Kinetic theory modeling of bacteria diffusion and chemotaxis

The standard description for bacterial motion is the run-and-tumble model. At a given rate μ, bacteria stop their run mode to rapidly change direction to a new one, chosen at random from an angular distribution. This Poisson process gives rise, for times longer than μ^-1, to a diffusive motion. Chemotaxis is usually modeled by saying that the tumbling rate changes if the bacterium swims along or against the chemotactic signal, resulting in a biased random walk. Microscopically, the tumbling rate is controlled by the concentration of a protein whose production depends on the local values of the chemoattractant, responding with a characteristic time T.

Here, we build a kinetic model for the chemotactic bacterial motion that includes the fluctuations of the protein concentration. It is found that the run times follow a broad log-normal distribution, which implies that the decay times of the orientation correlation function should also follow this distribution. Using this result, by experimentally following hundreds of bacteria, we were able to fit the model parameters for E. coli.

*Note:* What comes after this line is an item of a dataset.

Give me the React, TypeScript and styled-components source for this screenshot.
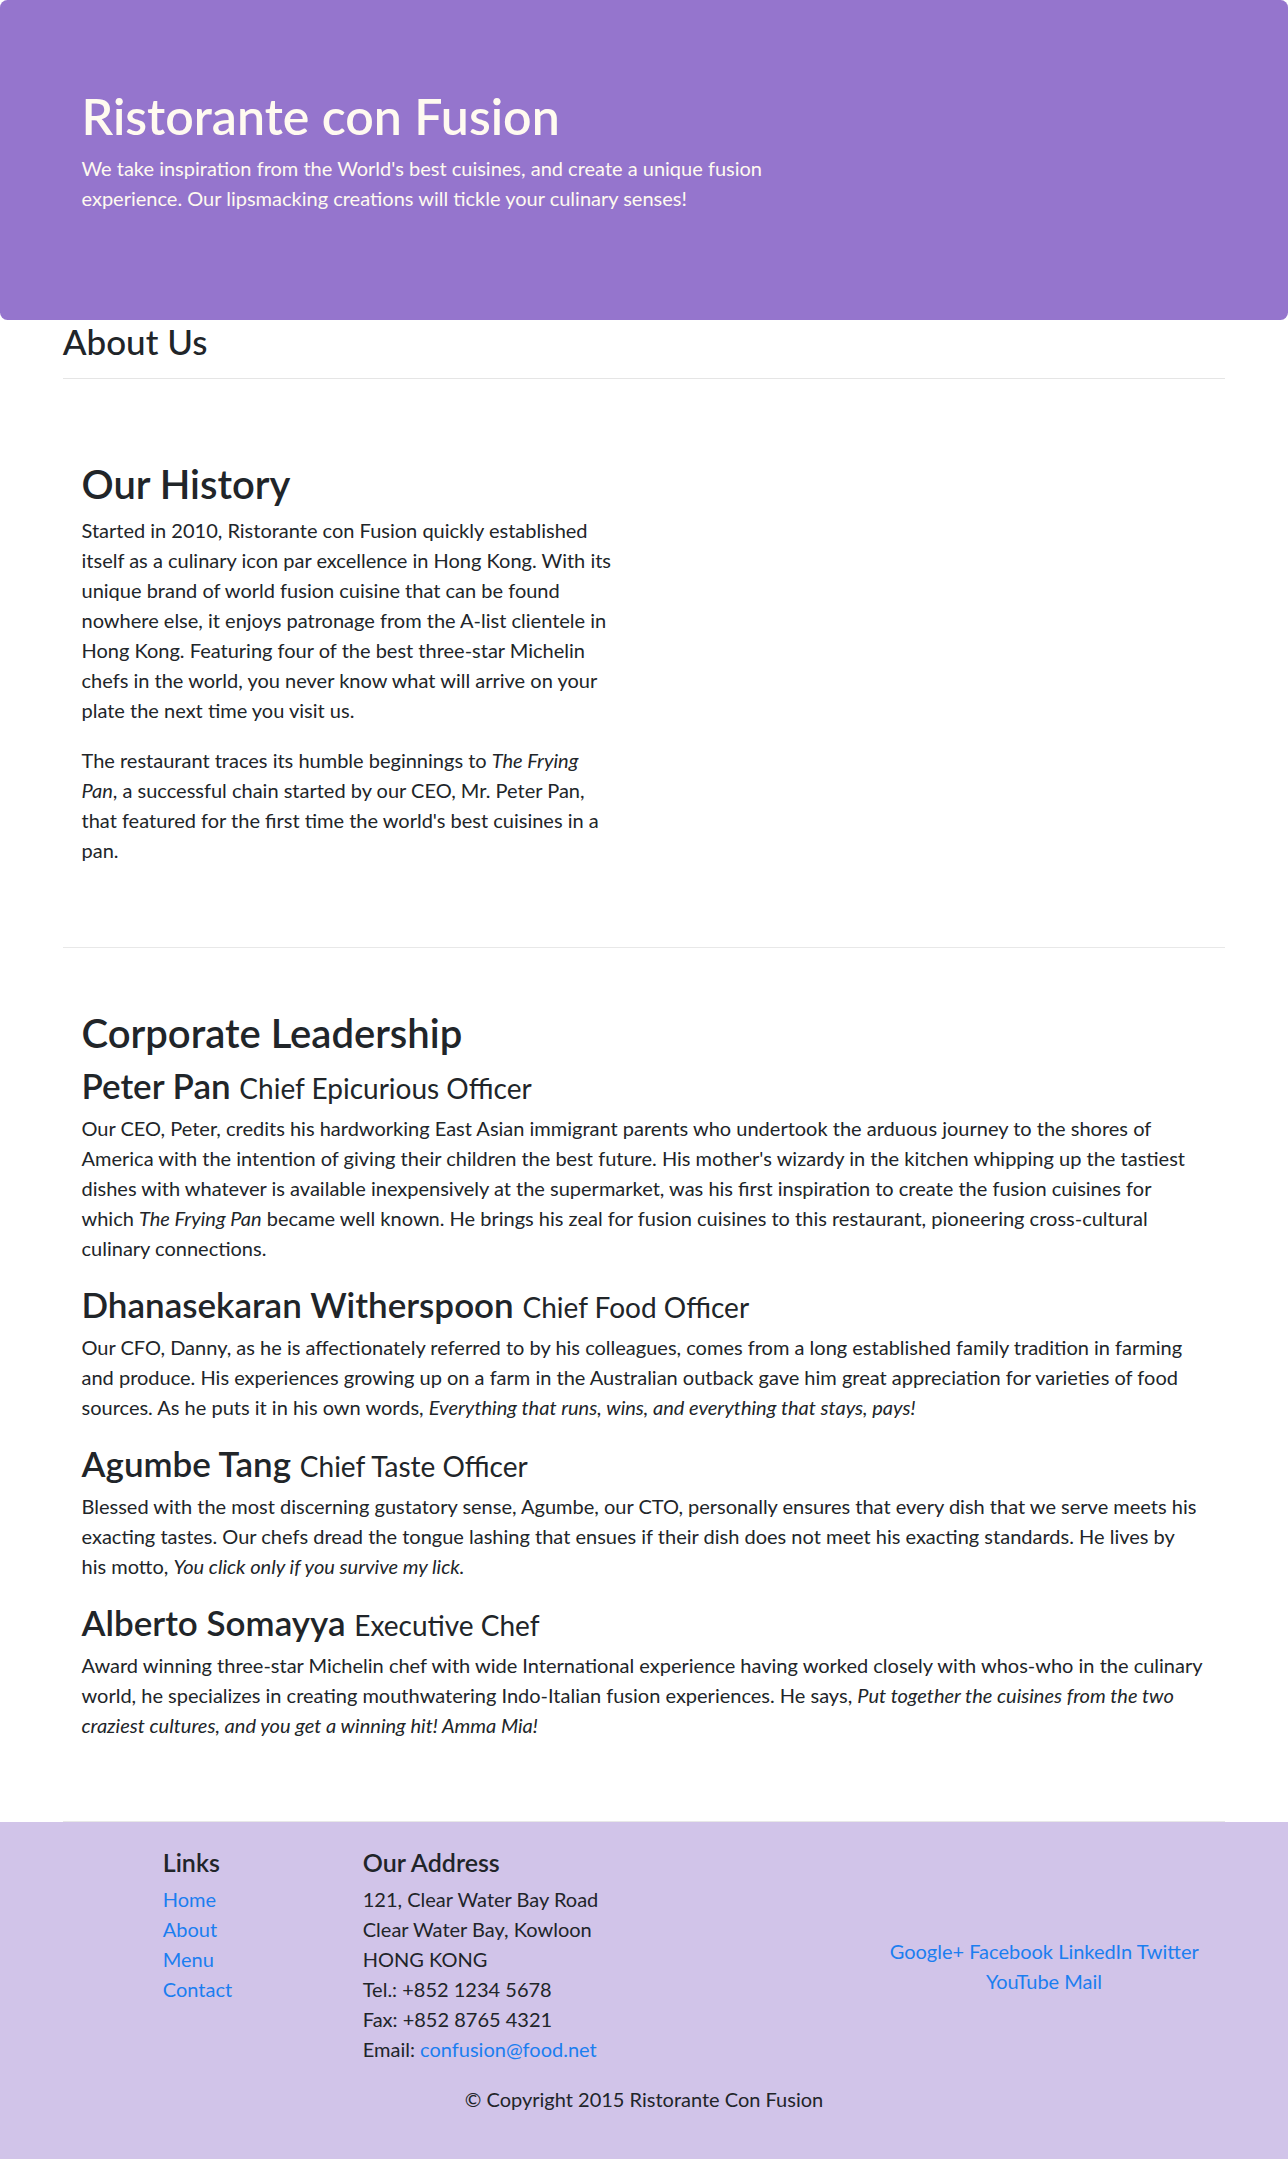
import React from 'react';
import styled, { createGlobalStyle } from 'styled-components';

const GlobalStyle = createGlobalStyle`
  body {
    margin: 0;
    background: #fff;
    color: #212529;
    font-family: Lato, 'Liberation Sans', sans-serif;
    font-size: 20px;
    line-height: 30px;
  }
  h1, h2, h3, h4, h5, p, ul {
    margin: 0;
  }
`;

const Jumbotron = styled.header`
  background-color: #9575cd;
  color: floralwhite;
  border-radius: 7.5px;
  padding: 86px 0 87px;
`;

const Container = styled.div`
  box-sizing: border-box;
  width: 1200px;
  margin: 0 auto;
  padding: 0 18.75px;
`;

const HeaderCol = styled.div`
  width: 737.5px;
  padding-left: 18.75px;
`;

const Title = styled.h1`
  font-size: 50px;
  line-height: 1.2;
  font-weight: 600;
  margin-bottom: 7px;
`;

const Lead = styled.p`
  margin-bottom: 20px;
`;

const PageTitle = styled.h3`
  font-size: 35px;
  line-height: 1.2;
  font-weight: 500;
`;

const Rule = styled.hr`
  height: 0;
  border: 0;
  border-top: 1px solid rgba(0, 0, 0, 0.1);
  margin: 16px 0 20px;
`;

const RowContent = styled.section<{ $split?: boolean }>`
  display: grid;
  grid-template-columns: ${p => (p.$split ? '1fr 1fr' : '1fr')};
  padding: 61px 0 61.5px;
  border-bottom: 1px solid #e8e8e8;
`;

const Col = styled.div`
  padding: 0 18.75px;
`;

const HistoryCol = styled(Col)`
  padding-right: 28px;
`;

const SectionTitle = styled.h2`
  font-size: 40px;
  line-height: 1.2;
  font-weight: 600;
  margin-bottom: 7px;
`;

const Para = styled.p`
  margin-bottom: 20px;
`;

const MemberName = styled.h3`
  font-size: 35px;
  line-height: 1.2;
  font-weight: 600;
  margin-bottom: 7px;

  small {
    font-size: 28px;
    font-weight: 400;
  }
`;

const Footer = styled.footer`
  background-color: #d1c4e9;
  padding: 25px 0;
`;

const FooterRow = styled.div`
  box-sizing: border-box;
  display: grid;
  grid-template-columns: 200px 500px 400px;
  width: 1200px;
  margin: 0 auto;
  padding-left: 100px;
`;

const FooterCol = styled.div<{ $center?: boolean }>`
  padding: 0 18.75px;
  align-self: ${p => (p.$center ? 'center' : 'start')};
  text-align: ${p => (p.$center ? 'center' : 'left')};
`;

const FooterHeading = styled.h5`
  font-size: 25px;
  line-height: 1.2;
  font-weight: 600;
  margin-bottom: 7px;
`;

const LinkList = styled.ul`
  list-style: none;
  padding: 0;
`;

const A = styled.a`
  color: #1b7ef0;
  text-decoration: none;
`;

const Address = styled.address`
  font-style: normal;
  margin-bottom: 20px;
`;

const Copyright = styled.p`
  text-align: center;
  margin-bottom: 20px;
`;

const leaders = [
  {
    name: 'Peter Pan',
    role: 'Chief Epicurious Officer',
    text: (
      <>
        Our CEO, Peter, credits his hardworking East Asian immigrant parents who undertook the arduous journey to the shores
        of America with the intention of giving their children the best future. His mother's wizardy in the kitchen
        whipping up the tastiest dishes with whatever is available inexpensively at the supermarket, was his first
        inspiration to create the fusion cuisines for which <em>The Frying Pan</em> became well known. He brings his zeal
        for fusion cuisines to this restaurant, pioneering cross-cultural culinary connections.
      </>
    ),
  },
  {
    name: 'Dhanasekaran Witherspoon',
    role: 'Chief Food Officer',
    text: (
      <>
        Our CFO, Danny, as he is affectionately referred to by his colleagues, comes from a long established family
        tradition in farming and produce. His experiences growing up on a farm in the Australian outback gave him great
        appreciation for varieties of food sources. As he puts it in his own words,{' '}
        <em>Everything that runs, wins, and everything that stays, pays!</em>
      </>
    ),
  },
  {
    name: 'Agumbe Tang',
    role: 'Chief Taste Officer',
    text: (
      <>
        Blessed with the most discerning gustatory sense, Agumbe, our CTO, personally ensures that every dish that we
        serve meets his exacting tastes. Our chefs dread the tongue lashing that ensues if their dish does not meet his
        exacting standards. He lives by his{'\u00a0'}motto, <em>You click only if you survive my lick.</em>
      </>
    ),
  },
  {
    name: 'Alberto Somayya',
    role: 'Executive Chef',
    text: (
      <>
        Award winning three-star Michelin chef with wide International experience having worked closely with whos-who in
        the culinary world, he specializes in creating mouthwatering Indo-Italian fusion experiences. He says,{' '}
        <em>Put together the cuisines from the two craziest cultures, and you get a winning hit! Amma Mia!</em>
      </>
    ),
  },
];

const social = ['Google+', 'Facebook', 'LinkedIn', 'Twitter', 'YouTube', 'Mail'];

export default function App() {
  return (
    <>
      <GlobalStyle />
      <Jumbotron>
        <Container>
          <HeaderCol>
            <Title>Ristorante con Fusion</Title>
            <Lead>
              We take inspiration from the World's best cuisines, and create a unique fusion experience. Our lipsmacking
              creations will tickle your culinary senses!
            </Lead>
          </HeaderCol>
        </Container>
      </Jumbotron>

      <Container>
        <PageTitle>About Us</PageTitle>
        <Rule />

        <RowContent $split>
          <HistoryCol>
            <SectionTitle>Our History</SectionTitle>
            <Para>
              Started in 2010, Ristorante con Fusion quickly established itself as a culinary icon par excellence in Hong
              Kong. With its unique brand of world fusion cuisine that can be found nowhere else, it enjoys patronage from
              the A-list clientele in Hong Kong. Featuring four of the best three-star Michelin chefs in the world, you
              never know what will arrive on your plate the next time you visit us.
            </Para>
            <Para>
              The restaurant traces its humble beginnings to <em>The Frying Pan</em>, a successful chain started by our
              CEO, Mr. Peter Pan, that featured for the first time the world's best cuisines in a pan.
            </Para>
          </HistoryCol>
          <Col />
        </RowContent>

        <RowContent>
          <Col>
            <SectionTitle>Corporate Leadership</SectionTitle>
            {leaders.map(l => (
              <div key={l.name}>
                <MemberName>
                  {l.name} <small>{l.role}</small>
                </MemberName>
                <Para>{l.text}</Para>
              </div>
            ))}
          </Col>
        </RowContent>
      </Container>

      <Footer>
        <FooterRow>
          <FooterCol>
            <FooterHeading>Links</FooterHeading>
            <LinkList>
              {['Home', 'About', 'Menu', 'Contact'].map(l => (
                <li key={l}>
                  <A href="#">{l}</A>
                </li>
              ))}
            </LinkList>
          </FooterCol>
          <FooterCol>
            <FooterHeading>Our Address</FooterHeading>
            <Address>
              121, Clear Water Bay Road
              <br />
              Clear Water Bay, Kowloon
              <br />
              HONG KONG
              <br />
              Tel.: +852 1234 5678
              <br />
              Fax: +852 8765 4321
              <br />
              Email: <A href="mailto:confusion@food.net">confusion@food.net</A>
            </Address>
          </FooterCol>
          <FooterCol $center>
            {social.map((s, i) => (
              <React.Fragment key={s}>
                <A href="#">{s}</A>
                {i < social.length - 1 ? ' ' : ''}
              </React.Fragment>
            ))}
          </FooterCol>
        </FooterRow>
        <Copyright>© Copyright 2015 Ristorante Con Fusion</Copyright>
      </Footer>
    </>
  );
}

The kinetic model is then used to quantify the bacterial diffusion in a homogeneous medium and the chemotactic response in presence of imposed external gradients. It is found that for high sensitivities of the tumbling rate to the protein concentration or for long memory times, which are indeed consistent with the experimental values, the times it takes to reach the diffusive regime or the stationary chemotactic current grows enormously. These long-living transient regimes are characterized by a strong deviation from a Gaussian distribution of displacements and by a non-monotonic dependence of the current on the chemoattractant gradient. Implications of the results for macroscopic modeling of bacterial contamination are finally given.